**STATED TASK**
Go through the data and copy every line exactly, but not the images.

**SOURCE EXCERPT**
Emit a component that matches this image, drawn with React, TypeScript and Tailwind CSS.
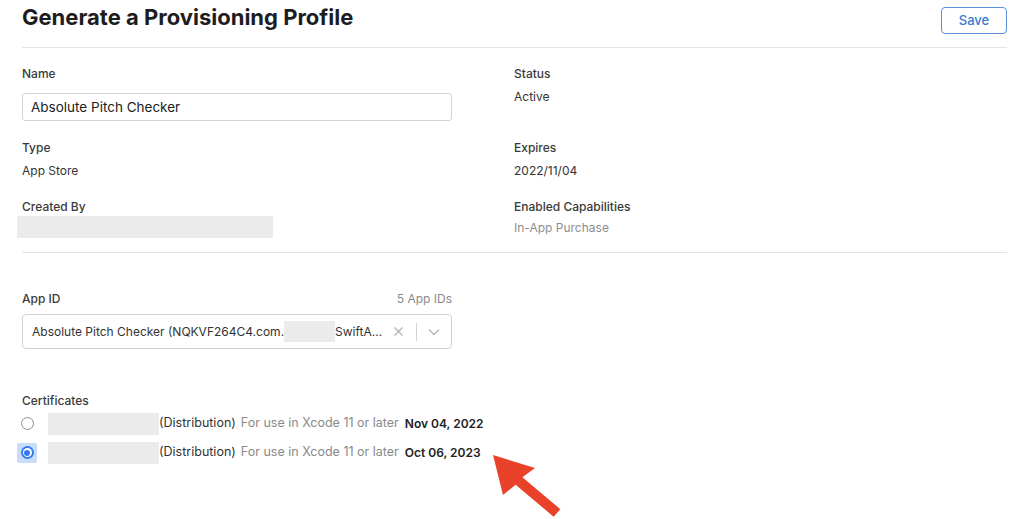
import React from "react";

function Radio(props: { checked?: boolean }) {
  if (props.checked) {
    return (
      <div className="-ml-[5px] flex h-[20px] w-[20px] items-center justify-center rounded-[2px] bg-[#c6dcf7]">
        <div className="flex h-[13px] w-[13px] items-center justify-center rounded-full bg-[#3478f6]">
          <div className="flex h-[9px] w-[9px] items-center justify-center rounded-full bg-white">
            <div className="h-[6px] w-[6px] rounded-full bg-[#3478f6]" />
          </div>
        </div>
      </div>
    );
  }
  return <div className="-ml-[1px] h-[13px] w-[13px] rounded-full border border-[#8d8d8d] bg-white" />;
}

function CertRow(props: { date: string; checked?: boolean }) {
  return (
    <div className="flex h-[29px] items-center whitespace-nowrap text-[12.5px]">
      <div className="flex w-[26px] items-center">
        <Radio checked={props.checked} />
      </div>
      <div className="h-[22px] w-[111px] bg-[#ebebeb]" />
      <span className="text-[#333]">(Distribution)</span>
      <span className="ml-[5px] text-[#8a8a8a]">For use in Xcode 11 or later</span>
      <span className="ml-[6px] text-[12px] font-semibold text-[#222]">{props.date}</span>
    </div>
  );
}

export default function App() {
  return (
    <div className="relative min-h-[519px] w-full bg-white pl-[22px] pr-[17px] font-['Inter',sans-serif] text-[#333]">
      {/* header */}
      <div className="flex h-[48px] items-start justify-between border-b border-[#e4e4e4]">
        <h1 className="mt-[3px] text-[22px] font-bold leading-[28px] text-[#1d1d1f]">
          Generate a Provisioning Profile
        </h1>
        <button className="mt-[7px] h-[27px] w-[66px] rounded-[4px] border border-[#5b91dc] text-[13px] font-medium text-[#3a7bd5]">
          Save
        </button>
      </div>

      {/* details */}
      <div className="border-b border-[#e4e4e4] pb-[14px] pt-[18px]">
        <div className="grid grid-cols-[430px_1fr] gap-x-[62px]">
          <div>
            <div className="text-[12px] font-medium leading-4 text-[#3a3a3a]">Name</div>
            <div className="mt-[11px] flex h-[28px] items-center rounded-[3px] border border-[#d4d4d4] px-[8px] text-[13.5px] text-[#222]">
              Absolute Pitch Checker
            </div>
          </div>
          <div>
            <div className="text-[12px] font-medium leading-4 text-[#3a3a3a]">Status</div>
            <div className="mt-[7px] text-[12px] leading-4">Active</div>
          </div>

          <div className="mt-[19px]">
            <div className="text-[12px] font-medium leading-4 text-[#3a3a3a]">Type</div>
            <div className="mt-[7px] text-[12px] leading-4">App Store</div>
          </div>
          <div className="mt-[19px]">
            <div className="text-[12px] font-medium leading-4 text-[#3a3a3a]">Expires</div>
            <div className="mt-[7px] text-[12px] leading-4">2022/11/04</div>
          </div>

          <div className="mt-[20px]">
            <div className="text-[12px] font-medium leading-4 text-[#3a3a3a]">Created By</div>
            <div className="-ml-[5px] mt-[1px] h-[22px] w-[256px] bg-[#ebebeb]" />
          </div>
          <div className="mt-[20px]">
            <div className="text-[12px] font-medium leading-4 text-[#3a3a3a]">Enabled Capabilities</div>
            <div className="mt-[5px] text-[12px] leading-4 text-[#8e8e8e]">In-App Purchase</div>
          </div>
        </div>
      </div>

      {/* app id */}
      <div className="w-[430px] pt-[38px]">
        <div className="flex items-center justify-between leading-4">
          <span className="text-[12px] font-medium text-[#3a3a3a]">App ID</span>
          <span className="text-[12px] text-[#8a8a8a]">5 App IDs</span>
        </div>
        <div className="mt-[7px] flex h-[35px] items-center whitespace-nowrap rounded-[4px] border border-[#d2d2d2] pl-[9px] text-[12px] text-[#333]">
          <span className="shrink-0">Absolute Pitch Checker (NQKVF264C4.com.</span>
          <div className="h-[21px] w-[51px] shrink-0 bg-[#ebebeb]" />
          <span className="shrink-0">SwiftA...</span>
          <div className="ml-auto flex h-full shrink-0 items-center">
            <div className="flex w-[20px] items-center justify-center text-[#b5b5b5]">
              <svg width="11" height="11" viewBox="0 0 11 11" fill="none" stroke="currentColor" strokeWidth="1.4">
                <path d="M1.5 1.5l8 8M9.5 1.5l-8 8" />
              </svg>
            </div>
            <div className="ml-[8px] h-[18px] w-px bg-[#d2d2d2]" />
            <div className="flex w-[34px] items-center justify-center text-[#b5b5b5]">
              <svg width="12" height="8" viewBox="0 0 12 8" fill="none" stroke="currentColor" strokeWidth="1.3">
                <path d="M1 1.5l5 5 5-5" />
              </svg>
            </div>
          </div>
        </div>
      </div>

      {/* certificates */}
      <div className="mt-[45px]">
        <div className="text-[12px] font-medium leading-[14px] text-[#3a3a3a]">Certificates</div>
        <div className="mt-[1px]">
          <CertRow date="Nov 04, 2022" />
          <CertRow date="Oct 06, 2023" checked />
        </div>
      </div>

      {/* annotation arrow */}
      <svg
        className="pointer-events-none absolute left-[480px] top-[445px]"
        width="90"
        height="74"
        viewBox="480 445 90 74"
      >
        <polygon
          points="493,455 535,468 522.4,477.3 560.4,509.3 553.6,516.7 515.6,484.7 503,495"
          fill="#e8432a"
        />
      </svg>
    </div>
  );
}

**ANSWER TO THIS TASK**
Emit a component that matches this image, drawn with React, TypeScript and Tailwind CSS.
import React from "react";

function Radio(props: { checked?: boolean }) {
  if (props.checked) {
    return (
      <div className="-ml-[5px] flex h-[20px] w-[20px] items-center justify-center rounded-[2px] bg-[#c6dcf7]">
        <div className="flex h-[13px] w-[13px] items-center justify-center rounded-full bg-[#3478f6]">
          <div className="flex h-[9px] w-[9px] items-center justify-center rounded-full bg-white">
            <div className="h-[6px] w-[6px] rounded-full bg-[#3478f6]" />
          </div>
        </div>
      </div>
    );
  }
  return <div className="-ml-[1px] h-[13px] w-[13px] rounded-full border border-[#8d8d8d] bg-white" />;
}

function CertRow(props: { date: string; checked?: boolean }) {
  return (
    <div className="flex h-[29px] items-center whitespace-nowrap text-[12.5px]">
      <div className="flex w-[26px] items-center">
        <Radio checked={props.checked} />
      </div>
      <div className="h-[22px] w-[111px] bg-[#ebebeb]" />
      <span className="text-[#333]">(Distribution)</span>
      <span className="ml-[5px] text-[#8a8a8a]">For use in Xcode 11 or later</span>
      <span className="ml-[6px] text-[12px] font-semibold text-[#222]">{props.date}</span>
    </div>
  );
}

export default function App() {
  return (
    <div className="relative min-h-[519px] w-full bg-white pl-[22px] pr-[17px] font-['Inter',sans-serif] text-[#333]">
      {/* header */}
      <div className="flex h-[48px] items-start justify-between border-b border-[#e4e4e4]">
        <h1 className="mt-[3px] text-[22px] font-bold leading-[28px] text-[#1d1d1f]">
          Generate a Provisioning Profile
        </h1>
        <button className="mt-[7px] h-[27px] w-[66px] rounded-[4px] border border-[#5b91dc] text-[13px] font-medium text-[#3a7bd5]">
          Save
        </button>
      </div>

      {/* details */}
      <div className="border-b border-[#e4e4e4] pb-[14px] pt-[18px]">
        <div className="grid grid-cols-[430px_1fr] gap-x-[62px]">
          <div>
            <div className="text-[12px] font-medium leading-4 text-[#3a3a3a]">Name</div>
            <div className="mt-[11px] flex h-[28px] items-center rounded-[3px] border border-[#d4d4d4] px-[8px] text-[13.5px] text-[#222]">
              Absolute Pitch Checker
            </div>
          </div>
          <div>
            <div className="text-[12px] font-medium leading-4 text-[#3a3a3a]">Status</div>
            <div className="mt-[7px] text-[12px] leading-4">Active</div>
          </div>

          <div className="mt-[19px]">
            <div className="text-[12px] font-medium leading-4 text-[#3a3a3a]">Type</div>
            <div className="mt-[7px] text-[12px] leading-4">App Store</div>
          </div>
          <div className="mt-[19px]">
            <div className="text-[12px] font-medium leading-4 text-[#3a3a3a]">Expires</div>
            <div className="mt-[7px] text-[12px] leading-4">2022/11/04</div>
          </div>

          <div className="mt-[20px]">
            <div className="text-[12px] font-medium leading-4 text-[#3a3a3a]">Created By</div>
            <div className="-ml-[5px] mt-[1px] h-[22px] w-[256px] bg-[#ebebeb]" />
          </div>
          <div className="mt-[20px]">
            <div className="text-[12px] font-medium leading-4 text-[#3a3a3a]">Enabled Capabilities</div>
            <div className="mt-[5px] text-[12px] leading-4 text-[#8e8e8e]">In-App Purchase</div>
          </div>
        </div>
      </div>

      {/* app id */}
      <div className="w-[430px] pt-[38px]">
        <div className="flex items-center justify-between leading-4">
          <span className="text-[12px] font-medium text-[#3a3a3a]">App ID</span>
          <span className="text-[12px] text-[#8a8a8a]">5 App IDs</span>
        </div>
        <div className="mt-[7px] flex h-[35px] items-center whitespace-nowrap rounded-[4px] border border-[#d2d2d2] pl-[9px] text-[12px] text-[#333]">
          <span className="shrink-0">Absolute Pitch Checker (NQKVF264C4.com.</span>
          <div className="h-[21px] w-[51px] shrink-0 bg-[#ebebeb]" />
          <span className="shrink-0">SwiftA...</span>
          <div className="ml-auto flex h-full shrink-0 items-center">
            <div className="flex w-[20px] items-center justify-center text-[#b5b5b5]">
              <svg width="11" height="11" viewBox="0 0 11 11" fill="none" stroke="currentColor" strokeWidth="1.4">
                <path d="M1.5 1.5l8 8M9.5 1.5l-8 8" />
              </svg>
            </div>
            <div className="ml-[8px] h-[18px] w-px bg-[#d2d2d2]" />
            <div className="flex w-[34px] items-center justify-center text-[#b5b5b5]">
              <svg width="12" height="8" viewBox="0 0 12 8" fill="none" stroke="currentColor" strokeWidth="1.3">
                <path d="M1 1.5l5 5 5-5" />
              </svg>
            </div>
          </div>
        </div>
      </div>

      {/* certificates */}
      <div className="mt-[45px]">
        <div className="text-[12px] font-medium leading-[14px] text-[#3a3a3a]">Certificates</div>
        <div className="mt-[1px]">
          <CertRow date="Nov 04, 2022" />
          <CertRow date="Oct 06, 2023" checked />
        </div>
      </div>

      {/* annotation arrow */}
      <svg
        className="pointer-events-none absolute left-[480px] top-[445px]"
        width="90"
        height="74"
        viewBox="480 445 90 74"
      >
        <polygon
          points="493,455 535,468 522.4,477.3 560.4,509.3 553.6,516.7 515.6,484.7 503,495"
          fill="#e8432a"
        />
      </svg>
    </div>
  );
}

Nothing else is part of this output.